BRIEF: Count how many lines contain the word "would". Please give only the number.

EXTRACTED RECORDS:

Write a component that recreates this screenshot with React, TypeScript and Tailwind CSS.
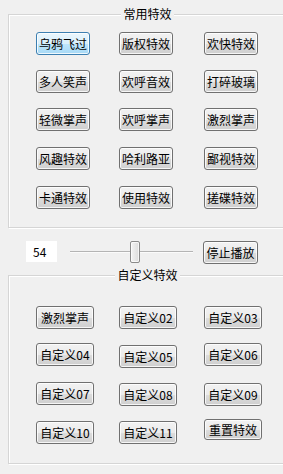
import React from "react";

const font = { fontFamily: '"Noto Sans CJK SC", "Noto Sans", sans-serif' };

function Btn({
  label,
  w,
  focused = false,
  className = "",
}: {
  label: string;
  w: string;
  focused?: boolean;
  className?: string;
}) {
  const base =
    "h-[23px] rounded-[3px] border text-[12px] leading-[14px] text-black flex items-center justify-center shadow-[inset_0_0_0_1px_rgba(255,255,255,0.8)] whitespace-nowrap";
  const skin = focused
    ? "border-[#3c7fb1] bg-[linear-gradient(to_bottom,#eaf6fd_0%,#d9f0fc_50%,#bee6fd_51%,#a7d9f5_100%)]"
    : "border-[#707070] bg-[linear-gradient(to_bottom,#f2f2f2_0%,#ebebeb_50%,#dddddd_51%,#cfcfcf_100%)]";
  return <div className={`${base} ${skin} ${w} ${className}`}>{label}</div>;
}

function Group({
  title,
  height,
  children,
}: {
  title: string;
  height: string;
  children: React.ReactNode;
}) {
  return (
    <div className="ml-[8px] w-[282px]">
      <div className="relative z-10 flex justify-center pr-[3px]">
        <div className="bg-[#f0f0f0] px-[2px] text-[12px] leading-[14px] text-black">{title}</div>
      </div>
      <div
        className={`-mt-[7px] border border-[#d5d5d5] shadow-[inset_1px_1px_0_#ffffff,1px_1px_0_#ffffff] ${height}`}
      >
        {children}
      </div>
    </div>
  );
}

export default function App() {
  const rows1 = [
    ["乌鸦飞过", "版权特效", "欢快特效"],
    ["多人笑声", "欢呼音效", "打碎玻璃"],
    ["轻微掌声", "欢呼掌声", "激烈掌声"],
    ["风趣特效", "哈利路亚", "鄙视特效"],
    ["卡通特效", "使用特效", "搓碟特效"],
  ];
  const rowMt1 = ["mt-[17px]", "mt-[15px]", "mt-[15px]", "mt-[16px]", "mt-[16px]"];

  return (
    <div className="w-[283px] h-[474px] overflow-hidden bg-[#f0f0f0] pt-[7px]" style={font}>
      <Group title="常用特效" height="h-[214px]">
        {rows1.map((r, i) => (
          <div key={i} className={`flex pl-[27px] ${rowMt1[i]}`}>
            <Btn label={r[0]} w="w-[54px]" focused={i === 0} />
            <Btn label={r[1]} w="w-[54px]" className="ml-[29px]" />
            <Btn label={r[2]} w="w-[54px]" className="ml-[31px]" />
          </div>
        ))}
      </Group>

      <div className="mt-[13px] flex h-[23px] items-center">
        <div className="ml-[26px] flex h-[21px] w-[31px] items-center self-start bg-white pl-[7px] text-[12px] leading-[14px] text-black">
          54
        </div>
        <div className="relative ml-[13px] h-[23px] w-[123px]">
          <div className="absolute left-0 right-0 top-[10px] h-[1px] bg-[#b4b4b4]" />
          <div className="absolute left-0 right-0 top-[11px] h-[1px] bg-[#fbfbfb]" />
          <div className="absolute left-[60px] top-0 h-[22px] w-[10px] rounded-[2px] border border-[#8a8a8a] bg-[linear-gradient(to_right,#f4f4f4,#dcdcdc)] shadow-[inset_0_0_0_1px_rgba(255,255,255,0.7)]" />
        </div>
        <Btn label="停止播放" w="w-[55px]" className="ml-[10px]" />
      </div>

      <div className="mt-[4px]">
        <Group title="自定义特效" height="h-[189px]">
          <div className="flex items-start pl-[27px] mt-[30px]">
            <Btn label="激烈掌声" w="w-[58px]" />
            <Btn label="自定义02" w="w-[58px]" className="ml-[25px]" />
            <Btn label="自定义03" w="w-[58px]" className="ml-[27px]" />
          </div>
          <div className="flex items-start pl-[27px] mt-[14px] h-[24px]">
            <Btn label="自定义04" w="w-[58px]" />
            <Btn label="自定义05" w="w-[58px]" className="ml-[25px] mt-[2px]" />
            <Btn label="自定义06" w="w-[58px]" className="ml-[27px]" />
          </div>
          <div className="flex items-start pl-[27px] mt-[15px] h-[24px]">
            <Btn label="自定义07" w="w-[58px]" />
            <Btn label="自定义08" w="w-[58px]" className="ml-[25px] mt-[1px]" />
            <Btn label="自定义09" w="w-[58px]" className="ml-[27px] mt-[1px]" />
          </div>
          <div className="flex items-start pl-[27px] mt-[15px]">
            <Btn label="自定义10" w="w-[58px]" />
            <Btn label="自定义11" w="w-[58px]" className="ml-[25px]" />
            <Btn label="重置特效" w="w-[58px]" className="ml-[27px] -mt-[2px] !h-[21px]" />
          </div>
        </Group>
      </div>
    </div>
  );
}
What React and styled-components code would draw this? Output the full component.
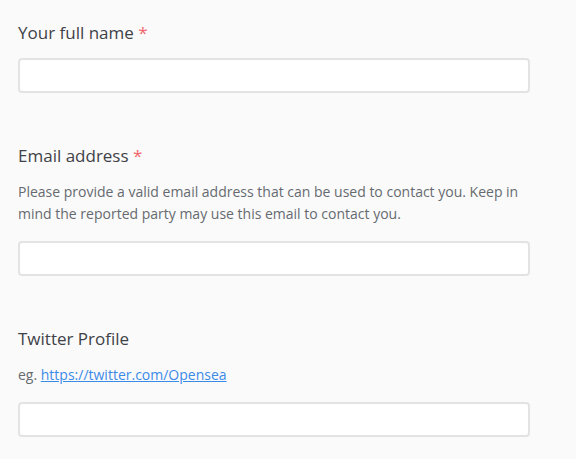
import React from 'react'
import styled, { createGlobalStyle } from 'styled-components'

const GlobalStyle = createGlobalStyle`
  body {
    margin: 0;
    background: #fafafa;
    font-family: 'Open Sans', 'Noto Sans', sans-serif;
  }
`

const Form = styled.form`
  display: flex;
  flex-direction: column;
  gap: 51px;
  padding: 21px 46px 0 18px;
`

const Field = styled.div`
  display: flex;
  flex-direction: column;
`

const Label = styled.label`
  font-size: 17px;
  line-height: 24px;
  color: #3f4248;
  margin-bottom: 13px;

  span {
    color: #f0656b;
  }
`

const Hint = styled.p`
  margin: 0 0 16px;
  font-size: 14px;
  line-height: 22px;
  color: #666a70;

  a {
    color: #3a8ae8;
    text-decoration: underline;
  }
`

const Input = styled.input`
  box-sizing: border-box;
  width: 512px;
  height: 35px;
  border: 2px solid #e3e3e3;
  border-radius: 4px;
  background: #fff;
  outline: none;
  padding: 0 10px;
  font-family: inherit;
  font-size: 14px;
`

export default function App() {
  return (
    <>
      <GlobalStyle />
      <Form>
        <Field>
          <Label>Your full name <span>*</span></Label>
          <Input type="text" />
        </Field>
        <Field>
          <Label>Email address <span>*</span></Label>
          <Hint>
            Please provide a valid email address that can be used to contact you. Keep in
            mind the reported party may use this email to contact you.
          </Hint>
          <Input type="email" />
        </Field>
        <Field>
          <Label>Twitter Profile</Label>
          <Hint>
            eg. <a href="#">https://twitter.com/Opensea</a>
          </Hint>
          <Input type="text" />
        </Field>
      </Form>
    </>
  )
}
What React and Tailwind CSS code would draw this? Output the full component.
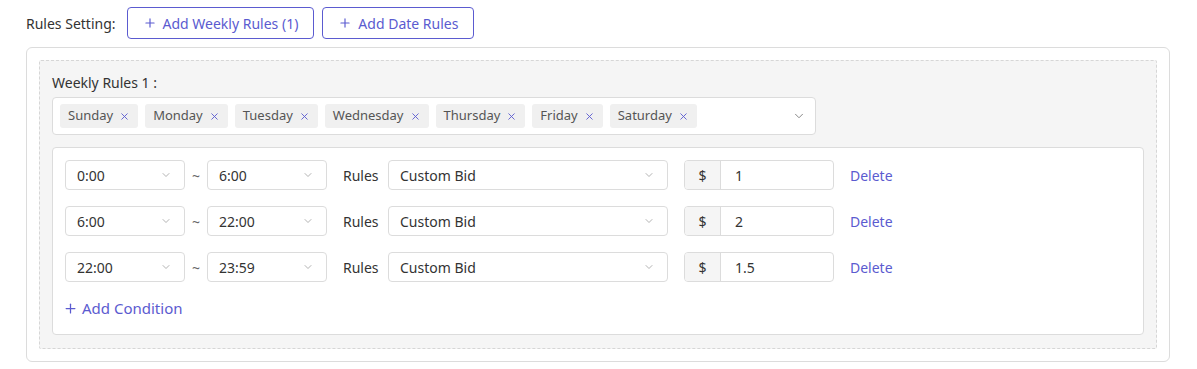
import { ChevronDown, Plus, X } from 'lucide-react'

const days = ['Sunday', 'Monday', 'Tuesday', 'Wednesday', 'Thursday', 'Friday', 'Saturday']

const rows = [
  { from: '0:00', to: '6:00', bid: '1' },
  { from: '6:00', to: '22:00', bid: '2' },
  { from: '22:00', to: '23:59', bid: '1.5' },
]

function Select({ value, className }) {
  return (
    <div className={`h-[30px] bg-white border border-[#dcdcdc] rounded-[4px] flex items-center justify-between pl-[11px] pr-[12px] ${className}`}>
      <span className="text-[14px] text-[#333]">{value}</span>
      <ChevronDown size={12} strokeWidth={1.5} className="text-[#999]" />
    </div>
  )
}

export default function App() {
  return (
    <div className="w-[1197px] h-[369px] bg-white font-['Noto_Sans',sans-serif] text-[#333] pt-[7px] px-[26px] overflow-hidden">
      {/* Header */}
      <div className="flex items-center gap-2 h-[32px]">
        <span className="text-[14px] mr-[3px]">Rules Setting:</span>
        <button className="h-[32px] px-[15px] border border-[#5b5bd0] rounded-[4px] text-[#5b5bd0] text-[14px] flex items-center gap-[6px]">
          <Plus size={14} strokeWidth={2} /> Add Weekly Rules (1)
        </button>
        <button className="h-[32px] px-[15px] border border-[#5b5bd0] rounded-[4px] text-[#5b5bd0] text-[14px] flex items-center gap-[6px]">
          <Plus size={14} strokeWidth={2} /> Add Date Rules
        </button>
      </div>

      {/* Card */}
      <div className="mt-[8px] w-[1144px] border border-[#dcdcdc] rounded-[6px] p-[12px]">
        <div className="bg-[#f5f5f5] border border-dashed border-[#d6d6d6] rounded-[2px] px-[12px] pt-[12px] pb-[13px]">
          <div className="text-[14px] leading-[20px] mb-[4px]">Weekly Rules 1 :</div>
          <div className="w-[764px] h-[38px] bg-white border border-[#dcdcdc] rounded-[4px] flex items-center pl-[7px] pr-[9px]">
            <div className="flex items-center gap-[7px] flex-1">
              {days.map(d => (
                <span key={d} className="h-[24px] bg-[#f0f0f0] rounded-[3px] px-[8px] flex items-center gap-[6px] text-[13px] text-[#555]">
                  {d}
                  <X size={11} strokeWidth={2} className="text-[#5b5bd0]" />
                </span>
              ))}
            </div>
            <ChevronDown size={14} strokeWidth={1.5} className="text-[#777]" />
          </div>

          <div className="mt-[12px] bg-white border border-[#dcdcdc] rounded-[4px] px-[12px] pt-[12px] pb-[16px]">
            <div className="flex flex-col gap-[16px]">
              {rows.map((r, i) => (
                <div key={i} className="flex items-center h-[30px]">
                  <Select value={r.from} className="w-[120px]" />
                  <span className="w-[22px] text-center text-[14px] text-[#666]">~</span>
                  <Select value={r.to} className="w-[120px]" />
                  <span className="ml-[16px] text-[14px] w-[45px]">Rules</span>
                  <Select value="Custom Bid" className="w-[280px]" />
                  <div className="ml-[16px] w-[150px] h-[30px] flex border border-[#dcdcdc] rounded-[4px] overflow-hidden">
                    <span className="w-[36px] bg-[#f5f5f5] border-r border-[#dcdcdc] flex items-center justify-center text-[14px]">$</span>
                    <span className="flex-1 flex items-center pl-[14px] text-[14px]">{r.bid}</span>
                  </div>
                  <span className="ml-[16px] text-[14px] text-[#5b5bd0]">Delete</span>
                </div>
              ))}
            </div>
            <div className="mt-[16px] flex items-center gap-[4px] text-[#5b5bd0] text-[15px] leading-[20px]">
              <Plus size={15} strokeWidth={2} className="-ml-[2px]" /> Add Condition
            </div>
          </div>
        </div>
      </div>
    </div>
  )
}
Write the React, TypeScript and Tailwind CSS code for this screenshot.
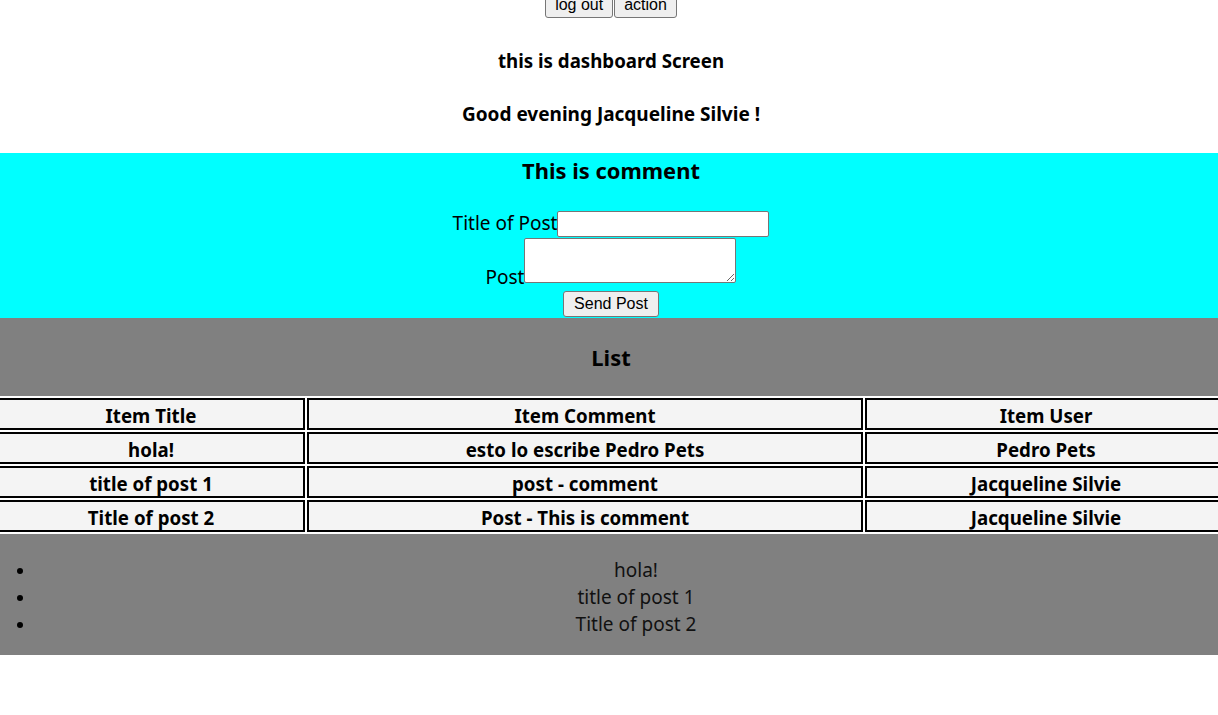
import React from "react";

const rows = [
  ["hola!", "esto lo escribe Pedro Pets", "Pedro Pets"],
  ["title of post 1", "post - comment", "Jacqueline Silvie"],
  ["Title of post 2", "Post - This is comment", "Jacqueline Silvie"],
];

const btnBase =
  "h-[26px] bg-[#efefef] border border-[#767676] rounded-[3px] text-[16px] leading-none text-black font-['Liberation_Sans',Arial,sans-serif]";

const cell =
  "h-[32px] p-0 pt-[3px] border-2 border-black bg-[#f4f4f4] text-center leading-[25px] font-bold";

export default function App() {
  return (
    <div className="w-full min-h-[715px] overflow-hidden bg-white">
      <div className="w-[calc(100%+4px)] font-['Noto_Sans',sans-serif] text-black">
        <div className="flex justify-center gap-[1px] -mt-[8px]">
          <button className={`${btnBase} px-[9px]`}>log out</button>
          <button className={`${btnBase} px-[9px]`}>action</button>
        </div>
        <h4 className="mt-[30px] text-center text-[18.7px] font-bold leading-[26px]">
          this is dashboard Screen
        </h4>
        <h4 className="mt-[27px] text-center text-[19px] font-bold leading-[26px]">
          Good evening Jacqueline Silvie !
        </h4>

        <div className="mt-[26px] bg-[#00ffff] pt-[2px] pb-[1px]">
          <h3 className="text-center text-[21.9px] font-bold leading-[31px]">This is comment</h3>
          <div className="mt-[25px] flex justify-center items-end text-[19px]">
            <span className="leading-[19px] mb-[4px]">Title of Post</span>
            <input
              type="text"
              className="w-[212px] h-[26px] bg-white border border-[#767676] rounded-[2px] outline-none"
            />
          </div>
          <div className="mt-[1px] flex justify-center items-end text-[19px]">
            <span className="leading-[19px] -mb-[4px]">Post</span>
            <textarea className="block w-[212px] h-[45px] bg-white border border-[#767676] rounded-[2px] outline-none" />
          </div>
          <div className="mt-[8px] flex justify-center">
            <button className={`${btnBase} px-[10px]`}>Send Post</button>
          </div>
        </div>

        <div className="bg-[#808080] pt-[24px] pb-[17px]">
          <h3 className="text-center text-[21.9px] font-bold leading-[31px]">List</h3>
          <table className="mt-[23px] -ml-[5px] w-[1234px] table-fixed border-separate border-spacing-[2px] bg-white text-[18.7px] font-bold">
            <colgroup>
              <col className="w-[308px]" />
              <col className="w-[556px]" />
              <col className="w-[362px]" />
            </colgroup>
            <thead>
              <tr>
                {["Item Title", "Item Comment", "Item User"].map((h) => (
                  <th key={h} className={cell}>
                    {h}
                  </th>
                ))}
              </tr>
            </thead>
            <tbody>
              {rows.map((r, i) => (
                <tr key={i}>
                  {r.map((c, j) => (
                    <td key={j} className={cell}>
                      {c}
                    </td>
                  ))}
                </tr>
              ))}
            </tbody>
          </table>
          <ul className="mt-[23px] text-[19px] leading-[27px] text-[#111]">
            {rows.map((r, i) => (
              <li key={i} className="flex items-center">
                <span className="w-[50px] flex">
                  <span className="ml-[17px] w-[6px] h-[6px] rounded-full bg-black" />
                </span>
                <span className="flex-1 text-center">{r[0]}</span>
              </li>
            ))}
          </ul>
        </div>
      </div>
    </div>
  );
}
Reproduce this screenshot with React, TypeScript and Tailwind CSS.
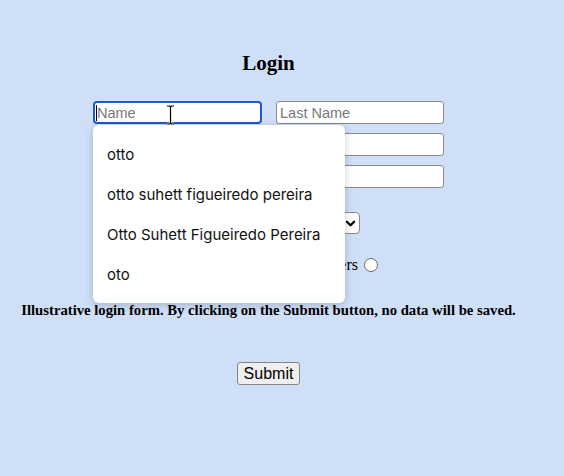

RESPONSE: 2